Stated goal: Transcribe the material exactly. Images do not belong in the copy.

□ □ □ □ □ □ □

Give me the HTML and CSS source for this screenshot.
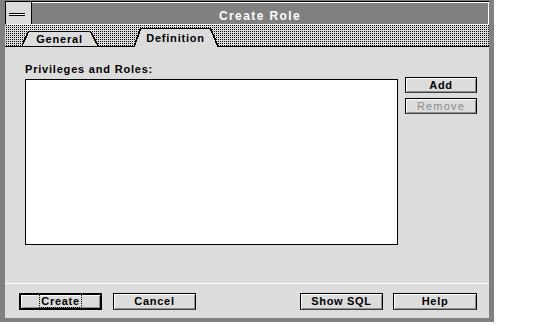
FILE: index.html
```html
<!DOCTYPE html>
<html lang="en">
<head>
    <meta charset="UTF-8">
    <title>Create Role</title>
    <link rel="stylesheet" href="styles.css">
</head>
<body>
    <div class="window">
        <div class="titlebar">
            <div class="sysmenu"><span class="sysmenu-bar"></span></div>
            <div class="title">Create Role</div>
        </div>
        <div class="tabstrip">
            <div class="tab tab-general">
                <span class="tab-edge left"></span>
                <span class="tab-label">General</span>
                <span class="tab-edge right"></span>
            </div>
            <div class="tab tab-definition active">
                <span class="tab-edge left"></span>
                <span class="tab-label">Definition</span>
                <span class="tab-edge right"></span>
            </div>
        </div>
        <div class="panel">
            <div class="content">
                <div class="list-column">
                    <div class="field-label">Privileges and Roles:</div>
                    <div class="listbox"></div>
                </div>
                <div class="side-buttons">
                    <button class="btn btn-side">Add</button>
                    <button class="btn btn-side disabled">Remove</button>
                </div>
            </div>
            <div class="footer">
                <button class="btn btn-default"><span class="focus">Create</span></button>
                <button class="btn btn-cancel">Cancel</button>
                <div class="spacer"></div>
                <button class="btn btn-sql">Show SQL</button>
                <button class="btn btn-help">Help</button>
            </div>
        </div>
    </div>
</body>
</html>
```

FILE: styles.css
```css
body {
    margin: 0;
    background-color: #fff;
    font-family: "Liberation Sans", Arial, sans-serif;
}
.window {
    width: 484px;
    border-style: solid;
    border-color: #808080;
    border-width: 1px 5px 4px 5px;
    display: flex;
    flex-direction: column;
}
.titlebar {
    display: flex;
    height: 22px;
    border-top: 1px solid #000;
    border-left: 1px solid #000;
    border-bottom: 1px solid #fff;
}
.sysmenu {
    width: 25px;
    background-color: #dcdcdc;
    border-right: 1px solid #000;
}
.sysmenu-bar {
    display: block;
    width: 16px;
    height: 1px;
    margin: 11px 0 0 3px;
    background-color: #fff;
    border-top: 1px solid #000;
    border-bottom: 1px solid #000;
}
.title {
    flex: 1;
    background-color: #808080;
    border-top: 1px solid #fff;
    border-right: 1px solid #fff;
    color: #fff;
    font-size: 12px;
    font-weight: bold;
    letter-spacing: 1.4px;
    line-height: 13px;
    padding-top: 7px;
    text-align: center;
}
.tabstrip {
    height: 21px;
    display: flex;
    align-items: flex-end;
    padding-left: 17px;
    border-bottom: 1px solid #000;
    background-color: #dcdcdc;
    background-image: conic-gradient(#000 25%, transparent 0);
    background-size: 2px 2px;
}
.tab {
    display: flex;
    height: 15px;
}
.tab.active {
    height: 19px;
    margin-bottom: -1px;
    margin-left: 36px;
}
.tab-edge {
    width: 7px;
}
.tab-edge.left {
    background: linear-gradient(to bottom right, transparent calc(50% - 1px), #000 calc(50% - 1px), #000 calc(50% + 0.6px), #dcdcdc calc(50% + 0.6px));
}
.tab-edge.right {
    width: 8px;
    background: linear-gradient(to bottom left, transparent calc(50% - 1px), #000 calc(50% - 1px), #000 calc(50% + 0.6px), #dcdcdc calc(50% + 0.6px));
}
.tab-label {
    background-color: #dcdcdc;
    border-top: 1px solid #000;
    font-size: 11px;
    font-weight: bold;
    letter-spacing: 0.8px;
    line-height: 12px;
    text-align: center;
    color: #000;
}
.tab-general .tab-label {
    width: 61px;
    padding-top: 1px;
}
.tab-definition .tab-label {
    width: 69px;
    padding-top: 3px;
}
.panel {
    height: 271px;
    background-color: #dcdcdc;
    display: flex;
    flex-direction: column;
}
.content {
    display: flex;
    gap: 7px;
    padding: 16px 0 0 20px;
}
.field-label {
    font-size: 11px;
    font-weight: bold;
    letter-spacing: 0.8px;
    line-height: 13px;
    margin-bottom: 3px;
}
.listbox {
    width: 371px;
    height: 164px;
    background-color: #fff;
    border: 1px solid #000;
}
.side-buttons {
    display: flex;
    flex-direction: column;
    gap: 5px;
    margin-top: 14px;
}
.btn {
    font-family: "Liberation Sans", Arial, sans-serif;
    font-size: 11px;
    font-weight: bold;
    letter-spacing: 0.7px;
    color: #000;
    background-color: #dcdcdc;
    border: 1px solid #000;
    border-bottom-color: #404040;
    box-shadow: inset 1px 1px 0 #fff, inset -1px -1px 0 #909090;
    padding: 0;
    margin: 0;
    height: 17px;
    line-height: 13px;
}
.btn-side {
    width: 72px;
    height: 16px;
}
.btn.disabled {
    color: #8c8c8c;
    font-weight: normal;
    letter-spacing: 1.2px;
}
.footer {
    margin-top: auto;
    display: flex;
    border-top: 1px solid #fff;
    padding: 9px 12px 8px 14px;
}
.btn-default {
    width: 83px;
    border: 2px solid #000;
}
.focus {
    border: 1px dotted #000;
    padding: 0 1px;
}
.btn-cancel {
    width: 83px;
    margin-left: 11px;
}
.spacer {
    flex: 1;
}
.btn-sql {
    width: 83px;
}
.btn-help {
    width: 84px;
    margin-left: 10px;
}
```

□ □ □ □ □ □ □

Problem solution:
Give me the HTML and CSS source for this screenshot.
FILE: index.html
```html
<!DOCTYPE html>
<html lang="en">
<head>
    <meta charset="UTF-8">
    <title>Create Role</title>
    <link rel="stylesheet" href="styles.css">
</head>
<body>
    <div class="window">
        <div class="titlebar">
            <div class="sysmenu"><span class="sysmenu-bar"></span></div>
            <div class="title">Create Role</div>
        </div>
        <div class="tabstrip">
            <div class="tab tab-general">
                <span class="tab-edge left"></span>
                <span class="tab-label">General</span>
                <span class="tab-edge right"></span>
            </div>
            <div class="tab tab-definition active">
                <span class="tab-edge left"></span>
                <span class="tab-label">Definition</span>
                <span class="tab-edge right"></span>
            </div>
        </div>
        <div class="panel">
            <div class="content">
                <div class="list-column">
                    <div class="field-label">Privileges and Roles:</div>
                    <div class="listbox"></div>
                </div>
                <div class="side-buttons">
                    <button class="btn btn-side">Add</button>
                    <button class="btn btn-side disabled">Remove</button>
                </div>
            </div>
            <div class="footer">
                <button class="btn btn-default"><span class="focus">Create</span></button>
                <button class="btn btn-cancel">Cancel</button>
                <div class="spacer"></div>
                <button class="btn btn-sql">Show SQL</button>
                <button class="btn btn-help">Help</button>
            </div>
        </div>
    </div>
</body>
</html>
```

FILE: styles.css
```css
body {
    margin: 0;
    background-color: #fff;
    font-family: "Liberation Sans", Arial, sans-serif;
}
.window {
    width: 484px;
    border-style: solid;
    border-color: #808080;
    border-width: 1px 5px 4px 5px;
    display: flex;
    flex-direction: column;
}
.titlebar {
    display: flex;
    height: 22px;
    border-top: 1px solid #000;
    border-left: 1px solid #000;
    border-bottom: 1px solid #fff;
}
.sysmenu {
    width: 25px;
    background-color: #dcdcdc;
    border-right: 1px solid #000;
}
.sysmenu-bar {
    display: block;
    width: 16px;
    height: 1px;
    margin: 11px 0 0 3px;
    background-color: #fff;
    border-top: 1px solid #000;
    border-bottom: 1px solid #000;
}
.title {
    flex: 1;
    background-color: #808080;
    border-top: 1px solid #fff;
    border-right: 1px solid #fff;
    color: #fff;
    font-size: 12px;
    font-weight: bold;
    letter-spacing: 1.4px;
    line-height: 13px;
    padding-top: 7px;
    text-align: center;
}
.tabstrip {
    height: 21px;
    display: flex;
    align-items: flex-end;
    padding-left: 17px;
    border-bottom: 1px solid #000;
    background-color: #dcdcdc;
    background-image: conic-gradient(#000 25%, transparent 0);
    background-size: 2px 2px;
}
.tab {
    display: flex;
    height: 15px;
}
.tab.active {
    height: 19px;
    margin-bottom: -1px;
    margin-left: 36px;
}
.tab-edge {
    width: 7px;
}
.tab-edge.left {
    background: linear-gradient(to bottom right, transparent calc(50% - 1px), #000 calc(50% - 1px), #000 calc(50% + 0.6px), #dcdcdc calc(50% + 0.6px));
}
.tab-edge.right {
    width: 8px;
    background: linear-gradient(to bottom left, transparent calc(50% - 1px), #000 calc(50% - 1px), #000 calc(50% + 0.6px), #dcdcdc calc(50% + 0.6px));
}
.tab-label {
    background-color: #dcdcdc;
    border-top: 1px solid #000;
    font-size: 11px;
    font-weight: bold;
    letter-spacing: 0.8px;
    line-height: 12px;
    text-align: center;
    color: #000;
}
.tab-general .tab-label {
    width: 61px;
    padding-top: 1px;
}
.tab-definition .tab-label {
    width: 69px;
    padding-top: 3px;
}
.panel {
    height: 271px;
    background-color: #dcdcdc;
    display: flex;
    flex-direction: column;
}
.content {
    display: flex;
    gap: 7px;
    padding: 16px 0 0 20px;
}
.field-label {
    font-size: 11px;
    font-weight: bold;
    letter-spacing: 0.8px;
    line-height: 13px;
    margin-bottom: 3px;
}
.listbox {
    width: 371px;
    height: 164px;
    background-color: #fff;
    border: 1px solid #000;
}
.side-buttons {
    display: flex;
    flex-direction: column;
    gap: 5px;
    margin-top: 14px;
}
.btn {
    font-family: "Liberation Sans", Arial, sans-serif;
    font-size: 11px;
    font-weight: bold;
    letter-spacing: 0.7px;
    color: #000;
    background-color: #dcdcdc;
    border: 1px solid #000;
    border-bottom-color: #404040;
    box-shadow: inset 1px 1px 0 #fff, inset -1px -1px 0 #909090;
    padding: 0;
    margin: 0;
    height: 17px;
    line-height: 13px;
}
.btn-side {
    width: 72px;
    height: 16px;
}
.btn.disabled {
    color: #8c8c8c;
    font-weight: normal;
    letter-spacing: 1.2px;
}
.footer {
    margin-top: auto;
    display: flex;
    border-top: 1px solid #fff;
    padding: 9px 12px 8px 14px;
}
.btn-default {
    width: 83px;
    border: 2px solid #000;
}
.focus {
    border: 1px dotted #000;
    padding: 0 1px;
}
.btn-cancel {
    width: 83px;
    margin-left: 11px;
}
.spacer {
    flex: 1;
}
.btn-sql {
    width: 83px;
}
.btn-help {
    width: 84px;
    margin-left: 10px;
}
```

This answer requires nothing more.